As empresas têm alguma preocupação. O brasileiro, em geral, tem alguma preocupação. Por exemplo, em termos de matriz energética, a gente tem companhias que são destaque global em sustentabilidade. Acho que a gente tem uma sociedade civil que se manifesta, que tem alguma preocupação. Infelizmente, a preocupação não é muito evidente dentro do ambiente do mercado financeiro. Mas acho que isso tem crescido e dentro das empresas também.
Aqui no Brasil a gente observa um aumento do número de vegetarianos e de pessoas evitando comer carne vermelha todos os dias. Essa mudança de cultura pode ameaçar os frigoríficos no longo prazo?
Acho que ameaçar é uma palavra muito forte. Do mesmo jeito que tem cada vez mais vegetarianos e veganos no mundo, cada vez mais tem carnívoros na China. Existe um “equilíbrio de forças”, mas é notório que as pessoas, especialmente da nova geração, têm uma preocupação maior com a crueldade animal. Na última estatística que eu vi, a população vegana cresceu de 1% para 6% nos Estados Unidos. Embora 6% ainda seja um número pequeno, o crescimento de 1% para 6% não é desprezível. Eventualmente, quem come carne hoje pode deixar de comer amanhã. Então, existe algum efeito sobre o tamanho do mercado
A emissão de carbono também pode pressionar as ações do setor?
A pecuária é uma das atividades que mais emitem carbono. Em algum momento, o carbono será precificado - isso é inexorável. A gente não sabe quanto e quando, mas as empresas que emitem muito carbono têm um passivo potencial gigantesco a ser realizado na frente. Tem outro aspecto que é o desmatamento e cada vez mais existe uma preocupação com o desmatamento. Isso pode se traduzir em legislações mais severas, com multas ou mesmo boicote. Outro fator é o consumo de água. Para cada quilo de carne no prato foram necessários 15 mil litros de água. Água é um bem que a longo prazo é escasso. Tem estudos que discutem um pouco disso. À medida que a água fica mais cara, o produto fica mais caro para produzir.
A Tesla tem crescido bastante. Esse movimento dos carros elétricos pode provocar mudanças nesse mercado?
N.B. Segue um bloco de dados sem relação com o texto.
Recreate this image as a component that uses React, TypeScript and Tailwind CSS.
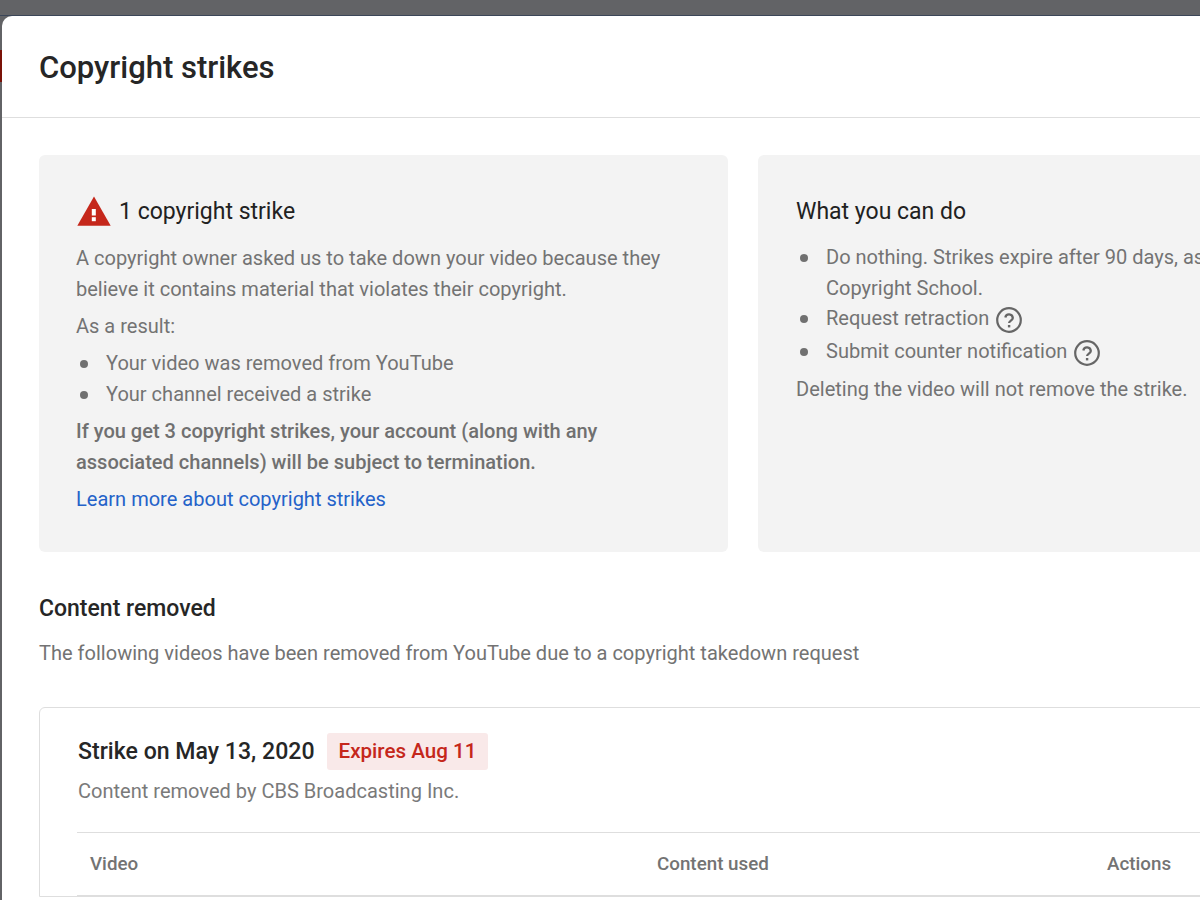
function HelpIcon() {
  return (
    <svg viewBox="0 0 26 26" className="ml-[7px] mt-[2px] h-[26px] w-[26px] shrink-0" fill="none">
      <circle cx="13" cy="13" r="11.8" stroke="#666666" strokeWidth="2.2" />
      <path d="M9.3 10.4a3.8 3.8 0 0 1 7.5.5c0 2.6-3.7 2.8-3.7 5.2" stroke="#666666" strokeWidth="2.3" />
      <rect x="11.9" y="18" width="2.4" height="2.4" fill="#666666" />
    </svg>
  );
}

function WarningIcon() {
  return (
    <svg viewBox="0 0 34 30" className="ml-[1px] mr-[8px] h-[30px] w-[34px] shrink-0" fill="none">
      <path d="M17 0.5 33.7 29.7H0.3Z" fill="#c5271b" />
      <rect x="14.8" y="13" width="4" height="6.5" fill="#ffffff" />
      <rect x="14.8" y="21.2" width="4" height="4" fill="#ffffff" />
    </svg>
  );
}

function Bullet({ children, className = "" }: { children: React.ReactNode; className?: string }) {
  return (
    <li className={`flex ${className}`}>
      <span className="mt-[12px] ml-[4px] mr-[18px] h-[8px] w-[8px] shrink-0 rounded-full bg-[#707070]" />
      <span>{children}</span>
    </li>
  );
}

export default function App() {
  return (
    <div className="h-[900px] w-[1200px] overflow-hidden bg-[#626366] font-['Roboto',sans-serif]">
      <div className="h-[16px] border-b border-[#3b4658]" />
      <div className="relative h-[884px] pl-[2px]">
        <div className="absolute left-0 top-[34px] h-[32px] w-[2px] bg-[#7a1208]" />
        <div className="h-full w-[1300px] rounded-tl-[10px] bg-white">
          <div className="flex h-[102px] items-center border-b border-[#dedede] pl-[37px] pt-[2px]">
            <h1 className="text-[31px] font-medium leading-none text-[#262626]">Copyright strikes</h1>
          </div>

          <div className="flex gap-[30px] pl-[37px] pt-[37px]">
            <section className="h-[397px] w-[689px] shrink-0 rounded-[6px] bg-[#f3f3f3] pl-[37px] pr-[30px] pt-[38px] text-[20.05px] leading-[31px] text-[#737373]">
              <h2 className="flex h-[36px] items-center text-[23px] text-[#212121]">
                <WarningIcon />
                1 copyright strike
              </h2>
              <p className="mt-[14px]">A copyright owner asked us to take down your video because they believe it contains material that violates their copyright.</p>
              <p className="mt-[6px]">As a result:</p>
              <ul className="mt-[6px]">
                <Bullet>Your video was removed from YouTube</Bullet>
                <Bullet>Your channel received a strike</Bullet>
              </ul>
              <p className="mt-[6px] font-medium text-[#707070]">If you get 3 copyright strikes, your account (along with any associated channels) will be subject to termination.</p>
              <a className="mt-[6px] block text-[#2462c9]">Learn more about copyright strikes</a>
            </section>

            <section className="h-[397px] w-[689px] shrink-0 rounded-[6px] bg-[#f3f3f3] pl-[38px] pr-[40px] pt-[38px] text-[20.05px] leading-[31px] text-[#737373]">
              <h2 className="flex h-[36px] items-center text-[23px] text-[#212121]">What you can do</h2>
              <ul className="mt-[13px]">
                <Bullet>Do nothing. Strikes expire after 90 days, as long as you complete Copyright School.</Bullet>
                <Bullet className="-mt-px">
                  <span className="flex items-center">Request retraction <HelpIcon /></span>
                </Bullet>
                <Bullet className="mt-[2px]">
                  <span className="flex items-center">Submit counter notification <HelpIcon /></span>
                </Bullet>
              </ul>
              <p className="mt-[7px]">Deleting the video will not remove the strike.</p>
            </section>
          </div>

          <div className="pl-[37px] pt-[41px]">
            <h3 className="text-[23px] font-medium leading-[32px] text-[#262626]">Content removed</h3>
            <p className="mt-[13px] text-[20.05px] leading-[31px] text-[#737373]">The following videos have been removed from YouTube due to a copyright takedown request</p>
          </div>

          <div className="ml-[37px] mt-[38px] w-[1300px] rounded-tl-[6px] border border-[#dedede] pl-[37px] pt-[25px]">
            <div className="flex items-center pl-px">
              <span className="pt-[1px] text-[23.1px] font-medium text-[#262626]">Strike on May 13, 2020</span>
              <span className="ml-[12px] flex h-[37px] items-center rounded-[3px] bg-[#f9e9e9] px-[12px] text-[20.6px] font-medium text-[#c5271b]">Expires Aug 11</span>
            </div>
            <p className="mt-[6px] pl-px text-[20.05px] leading-[31px] text-[#7a7a7a]">Content removed by CBS Broadcasting Inc.</p>
            <div className="mt-[25px] flex h-[64px] items-center border-y border-[#dedede] pl-[13px] text-[18.8px] font-medium text-[#737373]">
              <span className="w-[567px]">Video</span>
              <span className="w-[450px]">Content used</span>
              <span>Actions</span>
            </div>
          </div>
        </div>
      </div>
    </div>
  );
}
A questão não é tão simples quanto parece porque a fabricação do carro elétrico não é livre de problemas. Mas, naturalmente, vai existir cada vez mais incentivos para que os carros se tornem elétricos. A Holanda anunciou que a partir de 2030 ou 2040 não vai mais poder ser vendido carro a combustão e cada vez mais outros países farão o mesmo. Supondo que seja em 2040, em 2039 ninguém vai comprar mais porque não vai ter valor de revenda. Então, mesmo que o banimento do carro a combustão ocorra em uma data futura, a economia começa a mudar muito antes. Esse movimento já está acontecendo na Europa. É uma tendência. Mas quando estamos falando de um mercado de veículos você também tem a tendência de pessoas usarem mais transportes públicos, ou meios alternativos menos poluentes, como bicicletas. Acho que é um mercado que requer alguma atenção quando estamos falando de tendência de longo prazo.